- Arturo Ansaloni (left) holding an 'Ansaloni', Bologna, circa 1933.
- Species: Ulmus pumila
- Cultivar: 'Ansaloni'
- Origin: Italy

= Ulmus pumila 'Ansaloni' =

Elm cultivar

The Siberian elm cultivar Ulmus pumila 'Ansaloni' was raised by the Ansaloni Nurseries , Bologna, c. 1933, from a tree introduced from the Far East in 1930.

==Description==
'Ansaloni' is a quick-growing variety with a compact crown, holding its leaves well into autumn.

==Pests and diseases==
See under Ulmus pumila.

==Cultivation==
The tree was sold mostly to winegrowers in the Po valley, who were still using traditional Roman cultivation methods after the Second World War, but the advent of mechanization in the 1950s brought about the tree's decline, and it had been withdrawn from commerce by the 1970s.
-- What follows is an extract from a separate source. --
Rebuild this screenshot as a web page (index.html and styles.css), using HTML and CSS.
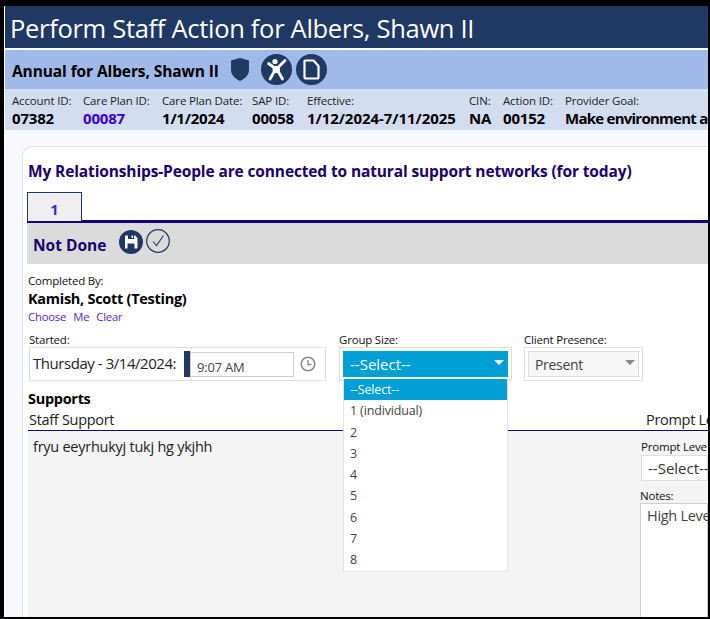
FILE: index.html
```html
<!DOCTYPE html>
<html>
<head>
  <title>Perform Staff Action</title>
  <link rel="stylesheet" href="styles.css">
</head>
<body>
  <div class="frame">
    <h1 class="page-title">Perform Staff Action for Albers, Shawn II</h1>

    <div class="plan-bar">
      <span class="plan-name">Annual for Albers, Shawn II</span>
      <svg class="icon-shield" width="20" height="25" viewBox="0 0 20 25">
        <path d="M10 1 L19 3.500 V13 C19 18 15 21.500 10 24 C5 21.500 1 18 1 13 V3.500 Z" fill="#1f3864"/>
      </svg>
      <svg class="icon-round" width="31" height="31" viewBox="0 0 31 31">
        <circle cx="15.500" cy="15.500" r="15.500" fill="#1f3864"/>
        <circle cx="14" cy="7.500" r="2.600" fill="#fff"/>
        <path d="M7.500 9.500 L13 13.500 V18 L9 25 M24 6.500 L17.500 13 V18 L21.500 25" fill="none" stroke="#fff" stroke-width="2.800" stroke-linecap="round" stroke-linejoin="round"/>
        <path d="M13 12 H17.500 V19 H13 Z" fill="#fff"/>
      </svg>
      <svg class="icon-round" width="31" height="31" viewBox="0 0 31 31">
        <circle cx="15.500" cy="15.500" r="15.500" fill="#1f3864"/>
        <path d="M9 6.500 H17.500 L22.500 12 V23 C22.500 24 22 24.500 21 24.500 H10 C9 24.500 8.500 24 8.500 23 V7 Z" fill="none" stroke="#fff" stroke-width="2.200" stroke-linejoin="round"/>
      </svg>
    </div>

    <div class="info-bar">
      <div class="info-item info-account"><label>Account ID:</label><b>07382</b></div>
      <div class="info-item info-plan"><label>Care Plan ID:</label><b class="link-value">00087</b></div>
      <div class="info-item info-date"><label>Care Plan Date:</label><b>1/1/2024</b></div>
      <div class="info-item info-sap"><label>SAP ID:</label><b>00058</b></div>
      <div class="info-item info-effective"><label>Effective:</label><b>1/12/2024-7/11/2025</b></div>
      <div class="info-item info-cin"><label>CIN:</label><b>NA</b></div>
      <div class="info-item info-action"><label>Action ID:</label><b>00152</b></div>
      <div class="info-item info-goal"><label>Provider Goal:</label><b>Make environment a</b></div>
    </div>

    <div class="content">
      <div class="card">
        <h2 class="goal-title">My Relationships-People are connected to natural support networks (for today)</h2>

        <div class="tabs">
          <div class="tab">1</div>
        </div>

        <div class="status-bar">
          <span class="status-text">Not Done</span>
          <svg class="icon-save" width="24" height="24" viewBox="0 0 24 24">
            <circle cx="12" cy="12" r="12" fill="#1f3864"/>
            <path d="M6 6.500 C6 5.800 6.500 5.500 7 5.500 H9 V9 H15 V5.500 H16 L18.500 8 V17.500 C18.500 18 18 18.500 17.500 18.500 H15.500 V13.500 H8.500 V18.500 H6.500 C6 18.500 6 18 6 17.500 Z" fill="#fff"/>
            <path d="M12.500 5.500 H14 V8 H12.500 Z" fill="#fff"/>
          </svg>
          <svg class="icon-check" width="24" height="24" viewBox="0 0 24 24">
            <circle cx="12" cy="12" r="11.300" fill="none" stroke="#1f3864" stroke-width="1.200"/>
            <path d="M7 12.500 L10.500 16.500 L17.500 6.500" fill="none" stroke="#1f3864" stroke-width="1.100"/>
          </svg>
        </div>

        <div class="completed">
          <div class="small-label">Completed By:</div>
          <div class="completed-name">Kamish, Scott (Testing)</div>
          <div class="completed-links"><a>Choose</a><a>Me</a><a>Clear</a></div>
        </div>

        <div class="fields">
          <div class="field field-started">
            <div class="small-label">Started:</div>
            <div class="field-box started-box">
              <span class="started-date">Thursday - 3/14/2024:</span>
              <span class="time-bar"></span>
              <span class="time-input">9:07 AM</span>
              <svg class="icon-clock" width="16" height="16" viewBox="0 0 16 16">
                <circle cx="8" cy="8" r="6.800" fill="none" stroke="#8a8a8a" stroke-width="1.600"/>
                <path d="M8 4 V8.500 H11.500" fill="none" stroke="#8a8a8a" stroke-width="1.400"/>
              </svg>
            </div>
          </div>

          <div class="field field-group">
            <div class="small-label">Group Size:</div>
            <div class="field-box">
              <div class="select select-open">--Select--<span class="caret"></span></div>
            </div>
            <ul class="dropdown">
              <li class="selected">--Select--</li>
              <li>1 (individual)</li>
              <li>2</li>
              <li>3</li>
              <li>4</li>
              <li>5</li>
              <li>6</li>
              <li>7</li>
              <li>8</li>
            </ul>
          </div>

          <div class="field field-presence">
            <div class="small-label">Client Presence:</div>
            <div class="field-box">
              <div class="select select-plain">Present<span class="caret"></span></div>
            </div>
          </div>
        </div>

        <div class="supports-title">Supports</div>
        <div class="supports-head">
          <span class="head-staff">Staff Support</span>
          <span>Prompt Le</span>
        </div>
        <div class="supports-body">
          <div class="staff-text">fryu eeyrhukyj tukj hg ykjhh</div>
          <div class="prompt-col">
            <div class="small-label prompt-label">Prompt Leve</div>
            <div class="prompt-select">--Select--</div>
            <div class="small-label notes-label">Notes:</div>
            <div class="notes-box">High Leve</div>
          </div>
        </div>
      </div>
    </div>
  </div>
</body>
</html>
```

FILE: styles.css
```css
/* Main Styles */
* {
  box-sizing: border-box;
}

body {
  margin: 0;
  font-family: "Open Sans", "Noto Sans", sans-serif;
  background-color: #fff;
}

.frame {
  width: 710px;
  height: 619px;
  overflow: hidden;
  display: flex;
  flex-direction: column;
  border-style: solid;
  border-color: #000;
  border-width: 6px 2px 2px 4px;
  background-color: #fff;
  padding-left: 1px;
}

.page-title {
  margin: 0;
  height: 42px;
  padding: 0 5px;
  flex-shrink: 0;
  background-color: #1f3864;
  color: #fff;
  font-size: 25.5px;
  font-weight: 400;
  letter-spacing: -0.3px;
  line-height: 45px;
  white-space: nowrap;
}

/* Plan bar */
.plan-bar {
  margin-top: 2px;
  height: 39px;
  flex-shrink: 0;
  display: flex;
  align-items: center;
  padding-left: 7px;
  background-color: #9fbae8;
}

.plan-name {
  width: 218px;
  padding-top: 2px;
  font-size: 15.5px;
  font-weight: 700;
  letter-spacing: -0.1px;
  color: #000;
  white-space: nowrap;
}

.icon-shield {
  margin-right: 11px;
}

.icon-round {
  margin-right: 4px;
}

/* Info bar */
.info-bar {
  height: 41px;
  flex-shrink: 0;
  display: flex;
  padding: 4px 0 0 7px;
  background-color: #d2ddf0;
  white-space: nowrap;
}

.info-item {
  flex-shrink: 0;
}

.info-item label {
  display: block;
  font-size: 11.5px;
  letter-spacing: -0.15px;
  line-height: 15px;
  color: #222;
}

.info-item b {
  display: block;
  font-size: 15px;
  letter-spacing: -0.2px;
  line-height: 21px;
  color: #000;
}

.info-item b.link-value {
  color: #3a00d8;
}

.info-account { width: 71px; }
.info-plan { width: 79px; }
.info-date { width: 90px; }
.info-sap { width: 55px; }
.info-effective { width: 162px; }
.info-cin { width: 34px; }
.info-action { width: 62px; }

.info-effective b {
  letter-spacing: -0.05px;
}

.info-goal b {
  letter-spacing: -0.75px;
}

/* Card */
.content {
  flex: 1;
  min-height: 0;
  padding: 16px 0 0 17px;
  background-color: #f8f9ff;
}

.card {
  position: relative;
  height: 100%;
  padding: 0 0 0 4px;
  background-color: #fff;
  border-top: 1px solid #dcdfe8;
  border-left: 1px solid #dcdfe8;
  border-top-left-radius: 10px;
  display: flex;
  flex-direction: column;
}

.goal-title {
  margin: 0;
  padding: 13px 0 0 1px;
  height: 45px;
  flex-shrink: 0;
  font-size: 15.5px;
  font-weight: 700;
  letter-spacing: -0.13px;
  line-height: 22px;
  color: #1a0070;
  white-space: nowrap;
}

.tabs {
  height: 31px;
  flex-shrink: 0;
  border-bottom: 3px solid #16007a;
}

.tab {
  width: 55px;
  height: 29px;
  text-align: center;
  font-size: 14.5px;
  font-weight: 700;
  line-height: 33px;
  color: #4a20e0;
  background-color: #efefef;
  border: 1px solid #1f3864;
  border-bottom: none;
}

/* Status */
.status-bar {
  height: 41px;
  flex-shrink: 0;
  display: flex;
  align-items: center;
  padding-left: 6px;
  background-color: #dbdbdb;
}

.status-text {
  width: 86px;
  padding-top: 2px;
  font-size: 15.5px;
  font-weight: 700;
  color: #1a0070;
  white-space: nowrap;
}

.icon-save {
  margin-top: -3px;
}

.icon-check {
  margin-top: -6px;
  margin-left: 3px;
}

/* Completed by */
.small-label {
  font-size: 11.5px;
  letter-spacing: -0.2px;
  line-height: 14px;
  color: #111;
}

.completed {
  padding: 10px 0 0 1px;
  height: 69px;
  flex-shrink: 0;
}

.completed-name {
  font-size: 14.5px;
  font-weight: 700;
  letter-spacing: -0.28px;
  line-height: 21px;
  color: #000;
}

.completed-links {
  display: flex;
  gap: 7px;
  font-size: 11.3px;
  letter-spacing: -0.2px;
  line-height: 15px;
  color: #5a20d8;
}

/* Field row */
.fields {
  display: flex;
  flex-shrink: 0;
  height: 56px;
  padding-left: 2px;
}

.field {
  position: relative;
  flex-shrink: 0;
}

.field-started { width: 310px; }
.field-group { width: 185px; }
.field-presence { width: 119px; }

.field-box {
  height: 34px;
  padding: 3px;
  border: 1px solid #dedede;
}

.field-started .field-box {
  width: 297px;
}

.field-group .field-box {
  width: 173px;
}

.started-box {
  display: flex;
  align-items: center;
}

.started-date {
  width: 151px;
  flex-shrink: 0;
  font-size: 15px;
  letter-spacing: -0.45px;
  color: #222;
  white-space: nowrap;
  margin-top: -3px;
}

.time-bar {
  width: 6px;
  height: 26px;
  flex-shrink: 0;
  background-color: #1f3864;
}

.time-input {
  width: 104px;
  height: 25px;
  flex-shrink: 0;
  padding-left: 6px;
  border: 1px solid #cfcfcf;
  font-size: 13px;
  line-height: 28px;
  letter-spacing: -0.2px;
  color: #444;
}

.icon-clock {
  margin-left: 6px;
}

.select {
  position: relative;
  height: 26px;
  font-size: 14px;
  line-height: 26px;
  letter-spacing: -0.3px;
}

.select-open {
  padding-left: 7px;
  font-size: 15px;
  letter-spacing: 0;
  background-color: #009fd6;
  color: #fff;
}

.select-plain {
  padding-left: 6px;
  background-color: #f7f7f7;
  border: 1px solid #dedede;
  line-height: 25px;
  color: #444;
}

.caret {
  position: absolute;
  right: 4px;
  top: 9px;
  border-left: 5px solid transparent;
  border-right: 5px solid transparent;
  border-top: 5px solid #fff;
}

.select-plain .caret {
  right: 3px;
  top: 8px;
  border-top-color: #888;
}

.dropdown {
  position: absolute;
  z-index: 5;
  left: 4px;
  top: 45px;
  width: 165px;
  margin: 0;
  padding: 0;
  list-style: none;
  background-color: #fff;
  border: 1px solid #e2e2e2;
  border-top: 1px solid #fff;
}

.dropdown li {
  height: 21.3px;
  padding-left: 6px;
  font-size: 12.5px;
  line-height: 21px;
  letter-spacing: -0.15px;
  color: #444;
}

.dropdown li.selected {
  background-color: #009fd6;
  color: #fff;
}

/* Supports */
.supports-title {
  height: 21px;
  padding-left: 1px;
  flex-shrink: 0;
  font-size: 14.5px;
  font-weight: 700;
  letter-spacing: -0.3px;
  line-height: 20px;
  color: #000;
}

.supports-head {
  display: flex;
  height: 21px;
  flex-shrink: 0;
  margin-left: 1px;
  padding-left: 1px;
  font-size: 14.5px;
  letter-spacing: -0.3px;
  line-height: 20px;
  color: #222;
  white-space: nowrap;
  border-bottom: 1px solid #16007a;
}

.head-staff {
  width: 617px;
  flex-shrink: 0;
}

.supports-body {
  flex: 1;
  display: flex;
  margin-left: 1px;
  background-color: #f4f4f4;
}

.staff-text {
  width: 612px;
  flex-shrink: 0;
  padding: 6px 0 0 5px;
  font-size: 14.5px;
  letter-spacing: -0.25px;
  line-height: 20px;
  color: #222;
}

.prompt-col {
  flex: 1;
  min-width: 0;
  padding-top: 9px;
  white-space: nowrap;
}

.prompt-label {
  padding-left: 1px;
}

.prompt-select {
  margin-left: 1px;
  height: 26px;
  padding-left: 6px;
  margin-top: 1px;
  background-color: #fff;
  border: 1px solid #dedede;
  font-size: 15px;
  line-height: 24px;
  color: #333;
}

.notes-label {
  margin-top: 8px;
}

.notes-box {
  height: 140px;
  padding: 2px 0 0 6px;
  background-color: #fff;
  border: 1px solid #cfcfcf;
  font-size: 14.5px;
  line-height: 20px;
  letter-spacing: -0.3px;
  color: #444;
}
```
One specimen is known to remain in cultivation in North America (see Accessions).

==Synonymy==
- 'Siber-Ansaloni': Ansaloni Nurseries, Bologna, Italy, Catalogue, 1946–47, p. 28.

==Accessions==
===North America===
- Arnold Arboretum, US. Acc. no. 636-61 (accession date: 2 May 1961) grown from seed in US collected from 'Ansaloni'.